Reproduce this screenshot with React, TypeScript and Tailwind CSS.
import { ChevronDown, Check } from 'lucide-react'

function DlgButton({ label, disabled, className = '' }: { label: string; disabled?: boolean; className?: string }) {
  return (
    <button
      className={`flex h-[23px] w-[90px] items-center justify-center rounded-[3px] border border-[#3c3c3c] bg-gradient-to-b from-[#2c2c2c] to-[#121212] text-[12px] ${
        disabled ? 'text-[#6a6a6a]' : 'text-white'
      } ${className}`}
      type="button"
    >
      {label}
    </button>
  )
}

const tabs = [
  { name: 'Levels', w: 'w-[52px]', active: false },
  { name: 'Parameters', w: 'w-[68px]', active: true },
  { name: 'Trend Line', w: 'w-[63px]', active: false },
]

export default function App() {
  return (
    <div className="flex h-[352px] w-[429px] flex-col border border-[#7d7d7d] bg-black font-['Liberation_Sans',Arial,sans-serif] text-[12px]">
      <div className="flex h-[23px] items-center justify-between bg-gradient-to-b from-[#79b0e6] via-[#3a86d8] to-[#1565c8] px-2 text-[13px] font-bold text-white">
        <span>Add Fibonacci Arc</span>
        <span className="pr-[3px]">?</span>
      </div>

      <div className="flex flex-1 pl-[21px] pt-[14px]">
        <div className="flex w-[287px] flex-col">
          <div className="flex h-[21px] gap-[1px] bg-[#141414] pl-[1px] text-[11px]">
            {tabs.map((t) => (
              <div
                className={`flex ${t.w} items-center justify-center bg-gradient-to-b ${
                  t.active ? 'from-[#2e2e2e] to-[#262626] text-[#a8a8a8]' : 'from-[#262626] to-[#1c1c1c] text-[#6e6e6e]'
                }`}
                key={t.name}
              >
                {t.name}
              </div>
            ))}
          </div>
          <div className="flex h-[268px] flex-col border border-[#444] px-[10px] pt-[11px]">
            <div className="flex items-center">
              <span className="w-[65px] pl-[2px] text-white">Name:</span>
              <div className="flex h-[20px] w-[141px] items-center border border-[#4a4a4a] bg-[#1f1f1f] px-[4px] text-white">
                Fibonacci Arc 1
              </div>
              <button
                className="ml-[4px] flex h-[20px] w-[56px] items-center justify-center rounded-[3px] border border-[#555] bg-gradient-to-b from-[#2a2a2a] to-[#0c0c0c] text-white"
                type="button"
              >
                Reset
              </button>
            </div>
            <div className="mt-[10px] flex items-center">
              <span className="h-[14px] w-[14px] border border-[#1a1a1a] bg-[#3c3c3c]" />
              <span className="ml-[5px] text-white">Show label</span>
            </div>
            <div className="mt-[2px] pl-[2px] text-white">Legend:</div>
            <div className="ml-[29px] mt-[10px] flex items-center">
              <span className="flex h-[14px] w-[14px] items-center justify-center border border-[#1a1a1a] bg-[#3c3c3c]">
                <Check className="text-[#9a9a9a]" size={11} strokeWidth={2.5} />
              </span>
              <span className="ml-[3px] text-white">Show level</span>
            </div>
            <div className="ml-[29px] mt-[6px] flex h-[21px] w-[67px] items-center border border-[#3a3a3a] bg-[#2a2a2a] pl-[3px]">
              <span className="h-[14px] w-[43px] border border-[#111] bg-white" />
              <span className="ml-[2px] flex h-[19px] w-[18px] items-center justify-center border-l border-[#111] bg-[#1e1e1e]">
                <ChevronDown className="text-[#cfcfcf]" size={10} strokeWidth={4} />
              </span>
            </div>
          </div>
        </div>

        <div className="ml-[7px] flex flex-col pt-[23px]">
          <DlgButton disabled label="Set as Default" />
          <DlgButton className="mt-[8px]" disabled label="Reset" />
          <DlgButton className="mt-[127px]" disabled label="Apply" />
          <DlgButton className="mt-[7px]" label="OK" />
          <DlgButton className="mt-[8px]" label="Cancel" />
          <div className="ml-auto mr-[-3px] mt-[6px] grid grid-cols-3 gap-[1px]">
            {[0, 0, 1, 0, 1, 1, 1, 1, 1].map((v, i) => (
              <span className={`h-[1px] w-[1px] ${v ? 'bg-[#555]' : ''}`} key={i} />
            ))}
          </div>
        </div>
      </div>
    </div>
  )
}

————

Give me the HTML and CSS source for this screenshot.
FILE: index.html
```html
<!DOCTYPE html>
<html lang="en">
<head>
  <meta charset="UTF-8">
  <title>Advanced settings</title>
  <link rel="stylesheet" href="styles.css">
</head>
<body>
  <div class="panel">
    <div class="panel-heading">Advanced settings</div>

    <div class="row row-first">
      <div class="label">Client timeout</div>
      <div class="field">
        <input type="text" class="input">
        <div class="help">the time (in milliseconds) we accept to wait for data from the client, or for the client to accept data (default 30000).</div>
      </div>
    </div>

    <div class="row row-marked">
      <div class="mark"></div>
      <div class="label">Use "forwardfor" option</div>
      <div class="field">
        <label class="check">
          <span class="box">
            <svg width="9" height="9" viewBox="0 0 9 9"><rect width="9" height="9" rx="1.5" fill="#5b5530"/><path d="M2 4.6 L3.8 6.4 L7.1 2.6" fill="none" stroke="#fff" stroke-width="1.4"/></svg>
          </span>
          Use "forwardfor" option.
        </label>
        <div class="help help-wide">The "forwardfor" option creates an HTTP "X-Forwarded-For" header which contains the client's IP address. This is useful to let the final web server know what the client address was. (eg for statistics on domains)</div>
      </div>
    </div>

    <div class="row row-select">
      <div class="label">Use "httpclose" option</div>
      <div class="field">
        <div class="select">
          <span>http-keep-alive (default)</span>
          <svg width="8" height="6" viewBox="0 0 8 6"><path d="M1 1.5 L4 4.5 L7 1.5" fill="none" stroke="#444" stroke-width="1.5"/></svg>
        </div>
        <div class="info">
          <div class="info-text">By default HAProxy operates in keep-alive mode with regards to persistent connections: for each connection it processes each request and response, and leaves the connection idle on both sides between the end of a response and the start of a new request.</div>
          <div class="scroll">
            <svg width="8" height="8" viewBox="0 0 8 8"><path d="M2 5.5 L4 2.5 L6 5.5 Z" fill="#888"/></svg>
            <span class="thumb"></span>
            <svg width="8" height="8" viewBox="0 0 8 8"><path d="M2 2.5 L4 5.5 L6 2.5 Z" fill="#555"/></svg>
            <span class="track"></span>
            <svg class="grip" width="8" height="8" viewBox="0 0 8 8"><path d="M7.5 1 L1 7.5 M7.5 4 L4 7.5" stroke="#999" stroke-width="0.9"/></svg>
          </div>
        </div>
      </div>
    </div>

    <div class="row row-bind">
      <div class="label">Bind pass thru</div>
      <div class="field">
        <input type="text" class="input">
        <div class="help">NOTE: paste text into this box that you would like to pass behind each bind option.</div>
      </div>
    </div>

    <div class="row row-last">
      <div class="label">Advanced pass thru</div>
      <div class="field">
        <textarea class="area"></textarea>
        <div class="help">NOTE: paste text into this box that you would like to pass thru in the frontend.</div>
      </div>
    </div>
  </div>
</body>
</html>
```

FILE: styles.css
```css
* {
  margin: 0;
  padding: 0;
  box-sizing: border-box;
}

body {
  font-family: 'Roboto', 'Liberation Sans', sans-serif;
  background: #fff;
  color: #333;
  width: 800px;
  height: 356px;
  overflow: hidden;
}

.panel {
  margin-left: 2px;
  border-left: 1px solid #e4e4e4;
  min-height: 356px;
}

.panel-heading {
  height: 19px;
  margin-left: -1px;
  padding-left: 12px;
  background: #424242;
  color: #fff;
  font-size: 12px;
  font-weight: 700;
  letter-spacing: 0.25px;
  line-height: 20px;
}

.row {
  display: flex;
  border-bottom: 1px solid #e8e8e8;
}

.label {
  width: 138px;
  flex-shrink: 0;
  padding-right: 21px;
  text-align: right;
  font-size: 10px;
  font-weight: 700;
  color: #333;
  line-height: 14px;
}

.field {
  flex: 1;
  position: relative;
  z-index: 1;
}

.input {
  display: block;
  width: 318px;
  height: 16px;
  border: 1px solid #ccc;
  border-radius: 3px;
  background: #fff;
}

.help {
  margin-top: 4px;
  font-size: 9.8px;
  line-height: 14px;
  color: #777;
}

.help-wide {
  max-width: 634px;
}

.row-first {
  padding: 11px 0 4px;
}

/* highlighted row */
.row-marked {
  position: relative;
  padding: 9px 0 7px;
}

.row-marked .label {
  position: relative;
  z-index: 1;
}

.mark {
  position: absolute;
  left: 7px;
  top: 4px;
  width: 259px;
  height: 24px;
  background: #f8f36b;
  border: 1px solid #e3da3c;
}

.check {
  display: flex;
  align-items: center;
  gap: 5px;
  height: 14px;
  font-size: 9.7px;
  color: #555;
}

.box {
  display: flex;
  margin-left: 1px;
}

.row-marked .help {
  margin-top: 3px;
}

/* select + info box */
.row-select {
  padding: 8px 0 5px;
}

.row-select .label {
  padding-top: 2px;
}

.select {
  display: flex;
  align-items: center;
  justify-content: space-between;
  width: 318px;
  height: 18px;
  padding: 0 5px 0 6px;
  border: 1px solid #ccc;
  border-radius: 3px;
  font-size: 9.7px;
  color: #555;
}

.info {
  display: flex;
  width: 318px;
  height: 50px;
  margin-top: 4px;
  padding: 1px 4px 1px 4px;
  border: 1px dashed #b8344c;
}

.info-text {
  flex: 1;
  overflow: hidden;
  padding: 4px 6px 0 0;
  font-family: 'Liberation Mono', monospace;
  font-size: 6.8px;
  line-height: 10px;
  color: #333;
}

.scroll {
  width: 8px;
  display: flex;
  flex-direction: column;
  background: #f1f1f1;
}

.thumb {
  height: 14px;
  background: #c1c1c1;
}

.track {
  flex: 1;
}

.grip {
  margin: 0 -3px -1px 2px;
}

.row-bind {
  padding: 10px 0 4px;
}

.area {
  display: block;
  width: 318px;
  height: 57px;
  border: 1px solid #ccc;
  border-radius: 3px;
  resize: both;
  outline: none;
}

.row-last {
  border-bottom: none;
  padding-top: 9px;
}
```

————

Task directions:
Find every line that holds "with" and copy it.

Exercise answer:
Reproduce this screenshot with React, TypeScript and Tailwind CSS.
          <div class="info-text">By default HAProxy operates in keep-alive mode with regards to persistent connections: for each connection it processes each request and response, and leaves the connection idle on both sides between the end of a response and the start of a new request.</div>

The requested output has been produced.